**EXERCISE REQUIREMENTS**
Search the data below for the word "Tailwind" and copy each line that holds it.

>> Begin SUPPLIED MATERIAL

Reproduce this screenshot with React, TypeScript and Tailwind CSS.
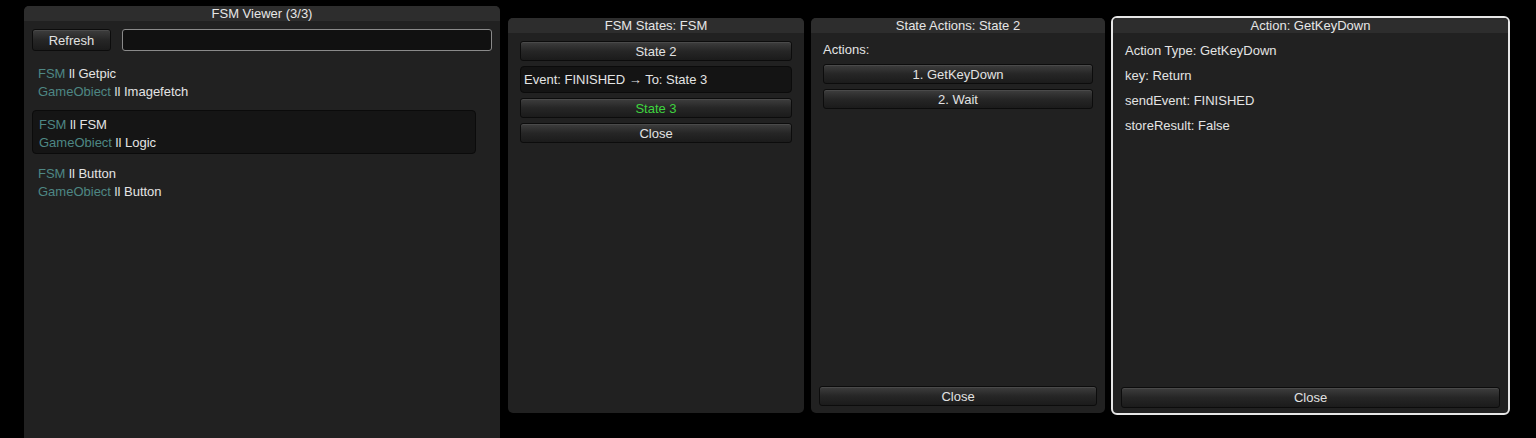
import React from 'react';

const font = { fontFamily: '"Liberation Sans", Arial, sans-serif' };

const Btn: React.FC<{ label: string; className?: string; green?: boolean }> = ({ label, className = '', green }) => (
  <div
    className={`flex items-center justify-center rounded-[3px] border border-[#0c0c0c] bg-linear-to-b from-[#3e3e3e] via-[#262626] to-[#1b1b1b] shadow-[inset_0_1px_0_#4a4a4a] text-[13px] leading-none ${
      green ? 'text-[#3fd43f]' : 'text-[#e2e2e2]'
    } ${className}`}
  >
    {label}
  </div>
);

const Header: React.FC<{ title: string }> = ({ title }) => (
  <div className="h-[15px] shrink-0 bg-[#2d2d2d] text-center text-[13px] leading-[15px] text-[#e6e6e6]">{title}</div>
);

const FsmItem: React.FC<{ fsm: string; obj: string; selected?: boolean }> = ({ fsm, obj, selected }) => (
  <div
    className={`h-[44px] w-[444px] rounded-[4px] pt-[5px] pl-[6px] text-[13px] leading-[18px] ${
      selected ? 'bg-[#151515] border border-[#0b0b0b] pl-[5px] pt-[4px]' : ''
    }`}
  >
    <div>
      <span className="text-[#4e8784]">FSM</span>
      <span className="text-[#e4e4e4]"> ll {fsm}</span>
    </div>
    <div>
      <span className="text-[#4e8784]">GameObiect</span>
      <span className="text-[#e4e4e4]"> ll {obj}</span>
    </div>
  </div>
);

export default function App() {
  return (
    <div className="relative h-[438px] w-[1536px] overflow-hidden bg-black" style={font}>
      {/* FSM Viewer */}
      <div className="absolute left-[24px] top-[6px] flex h-[440px] w-[476px] flex-col overflow-hidden rounded-t-[5px] bg-[#212121]">
        <Header title="FSM Viewer (3/3)" />
        <div className="flex gap-[11px] pl-[8px] pr-[8px] pt-[8px]">
          <Btn label="Refresh" className="h-[22px] w-[79px] pt-[1px]" />
          <div className="h-[22px] flex-1 rounded-[3px] border border-[#8a8a8a] bg-[#111111]" />
        </div>
        <div className="flex flex-col gap-[6px] pl-[8px] pt-[9px]">
          <FsmItem fsm="Getpic" obj="Imagefetch" />
          <FsmItem fsm="FSM" obj="Logic" selected />
          <FsmItem fsm="Button" obj="Button" />
        </div>
      </div>

      {/* FSM States */}
      <div className="absolute left-[508px] top-[18px] flex h-[395px] w-[296px] flex-col overflow-hidden rounded-[5px] bg-[#212121]">
        <Header title="FSM States: FSM" />
        <div className="flex flex-col gap-[5px] px-[12px] pt-[8px]">
          <Btn label="State 2" className="h-[20px]" />
          <div className="flex h-[27px] items-center rounded-[4px] border border-[#0b0b0b] bg-[#141414] pl-[3px] text-[13px] text-[#e4e4e4]">
            Event: FINISHED → To: State 3
          </div>
          <Btn label="State 3" className="h-[20px]" green />
          <Btn label="Close" className="h-[20px]" />
        </div>
      </div>

      {/* State Actions */}
      <div className="absolute left-[811px] top-[18px] flex h-[395px] w-[294px] flex-col overflow-hidden rounded-[5px] bg-[#212121]">
        <Header title="State Actions: State 2" />
        <div className="flex flex-1 flex-col px-[12px] pt-[8px]">
          <div className="h-[17px] text-[13px] leading-[17px] text-[#e4e4e4]">Actions:</div>
          <div className="mt-[6px] flex flex-col gap-[5px]">
            <Btn label="1. GetKeyDown" className="h-[20px]" />
            <Btn label="2. Wait" className="h-[20px]" />
          </div>
        </div>
        <div className="px-[8px] pb-[7px]">
          <Btn label="Close" className="h-[20px]" />
        </div>
      </div>

      {/* Action details */}
      <div className="absolute left-[1111px] top-[16px] flex h-[399px] w-[399px] flex-col overflow-hidden rounded-[6px] border-2 border-[#e6e6e6] bg-[#212121]">
        <Header title="Action: GetKeyDown" />
        <div className="flex flex-1 flex-col gap-[7px] pl-[12px] pt-[9px] text-[13px] leading-[18px] text-[#e4e4e4]">
          <div>Action Type: GetKeyDown</div>
          <div>key: Return</div>
          <div>sendEvent: FINISHED</div>
          <div>storeResult: False</div>
        </div>
        <div className="px-[8px] pb-[5px]">
          <Btn label="Close" className="h-[21px]" />
        </div>
      </div>
    </div>
  );
}
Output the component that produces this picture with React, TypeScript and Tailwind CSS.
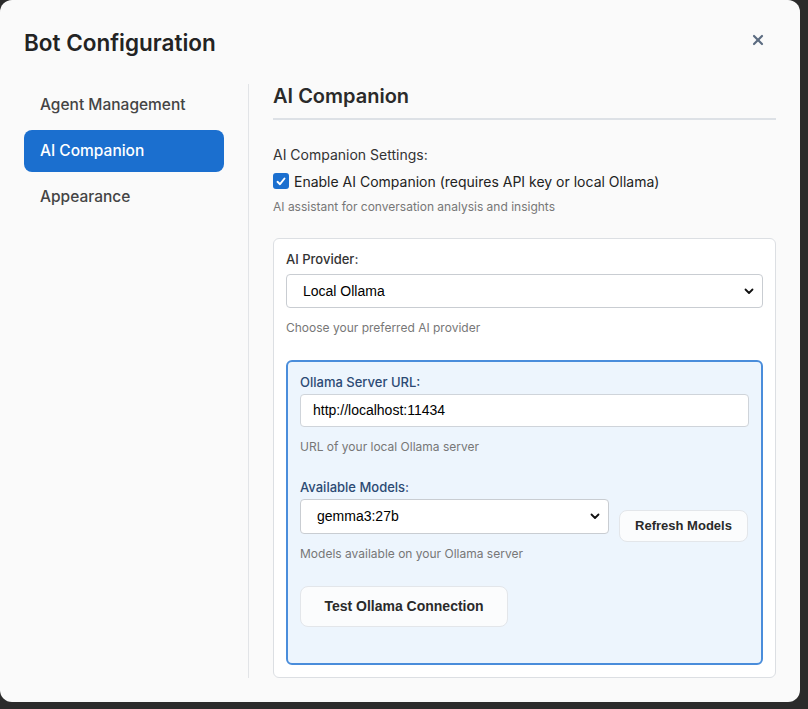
import { X } from "lucide-react";

const sans = "font-['Inter','Noto_Sans',sans-serif]";
const arial = "font-['Liberation_Sans',Arial,sans-serif]";

function Chevron() {
  return (
    <svg width="10" height="7" viewBox="0 0 10 7" className="shrink-0">
      <path d="M1.5 1.5 L5 5 L8.5 1.5" fill="none" stroke="#111" strokeWidth="1.8" strokeLinecap="round" strokeLinejoin="round" />
    </svg>
  );
}

function SelectBox({ value, className }: { value: string; className: string }) {
  return (
    <div
      className={`flex items-center justify-between rounded border border-[#c9cdd2] bg-white pl-4 pr-[8px] text-[14px] text-black ${arial} ${className}`}
    >
      <span>{value}</span>
      <Chevron />
    </div>
  );
}

export default function App() {
  const nav = ["Agent Management", "AI Companion", "Appearance"];
  const active = "AI Companion";

  return (
    <div className={`min-h-[709px] w-[808px] bg-[#2b2b2b] ${sans}`}>
      <div className="flex h-[702px] w-[800px] flex-col rounded-xl bg-[#fafafa] p-6">
        {/* header */}
        <div className="flex h-[38px] items-center justify-between">
          <h1 className="text-[22.5px] font-semibold text-[#232323]">Bot Configuration</h1>
          <button className="mr-[10px] -mt-[6px] text-[#5b6b80]">
            <X size={16} strokeWidth={3.2} />
          </button>
        </div>

        <div className="mt-[22px] flex min-h-0 flex-1">
          {/* sidebar */}
          <div className="flex w-[200px] flex-col gap-1">
            {nav.map((n) => (
              <div
                key={n}
                className={`flex h-[42px] items-center rounded-lg px-4 text-[15.5px] font-medium ${
                  n === active ? "bg-[#1b6fcf] text-white" : "text-[#444]"
                }`}
              >
                {n}
              </div>
            ))}
          </div>

          <div className="ml-6 w-px bg-[#e2e4e7]" />

          {/* content */}
          <div className="flex-1 pl-6">
            <div className="border-b-2 border-[#dde1e6] pb-[10px]">
              <h2 className="text-[20px] font-semibold leading-6 text-[#2a2a2a]">AI Companion</h2>
            </div>

            <div className="mt-[25px] text-[14px] leading-5 text-[#333]">AI Companion Settings:</div>
            <label className="mt-[6px] flex h-5 items-center gap-[5px] text-[14px] text-[#222]">
              <span className="flex h-4 w-4 items-center justify-center rounded-[3px] bg-[#1b6fcf]">
                <svg width="10" height="9" viewBox="0 0 10 9">
                  <path d="M1.5 4.8 L4 7.2 L8.5 1.5" fill="none" stroke="white" strokeWidth="1.9" strokeLinecap="round" strokeLinejoin="round" />
                </svg>
              </span>
              Enable AI Companion (requires API key or local Ollama)
            </label>
            <div className="mt-2 text-[12px] leading-4 text-[#777]">
              AI assistant for conversation analysis and insights
            </div>

            {/* provider card */}
            <div className="mt-[23px] rounded-md border border-[#dcdfe3] bg-white p-3">
              <div className="text-[13px] font-medium leading-4 text-[#333]">AI Provider:</div>
              <SelectBox value="Local Ollama" className="mt-[7px] h-[34px]" />
              <div className="mt-3 text-[12px] leading-4 text-[#777]">Choose your preferred AI provider</div>

              <div className="mt-6 rounded-md border-2 border-[#4a8ddb] bg-[#edf5fd] px-3 pt-3 pb-[36px]">
                <div className="text-[13px] font-medium leading-4 text-[#2c4a74]">Ollama Server URL:</div>
                <div
                  className={`mt-1 flex h-[33px] items-center rounded border border-[#cfd4da] bg-white px-3 text-[14px] text-black ${arial}`}
                >
                  http://localhost:11434
                </div>
                <div className="mt-3 text-[12px] leading-4 text-[#777]">URL of your local Ollama server</div>

                <div className="mt-6 text-[13px] font-medium leading-4 text-[#2c4a74]">Available Models:</div>
                <div className="mt-1 flex items-start gap-[10px]">
                  <SelectBox value="gemma3:27b" className="h-[35px] w-[309px]" />
                  <button
                    className={`mt-[11px] h-[32px] w-[129px] rounded-lg border border-[#e3e6ea] bg-[#fbfcfd] text-[13px] font-bold text-[#2a2a2a] ${arial}`}
                  >
                    Refresh Models
                  </button>
                </div>
                <div className="mt-1 text-[12px] leading-4 text-[#777]">Models available on your Ollama server</div>

                <button
                  className={`mt-6 h-[41px] w-[208px] rounded-lg border border-[#e3e6ea] bg-[#fbfcfd] text-[14px] font-bold text-[#2a2a2a] ${arial}`}
                >
                  Test Ollama Connection
                </button>
              </div>
            </div>
          </div>
        </div>
      </div>
    </div>
  );
}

>> End SUPPLIED MATERIAL

**FINAL RESULT**
Reproduce this screenshot with React, TypeScript and Tailwind CSS.
Output the component that produces this picture with React, TypeScript and Tailwind CSS.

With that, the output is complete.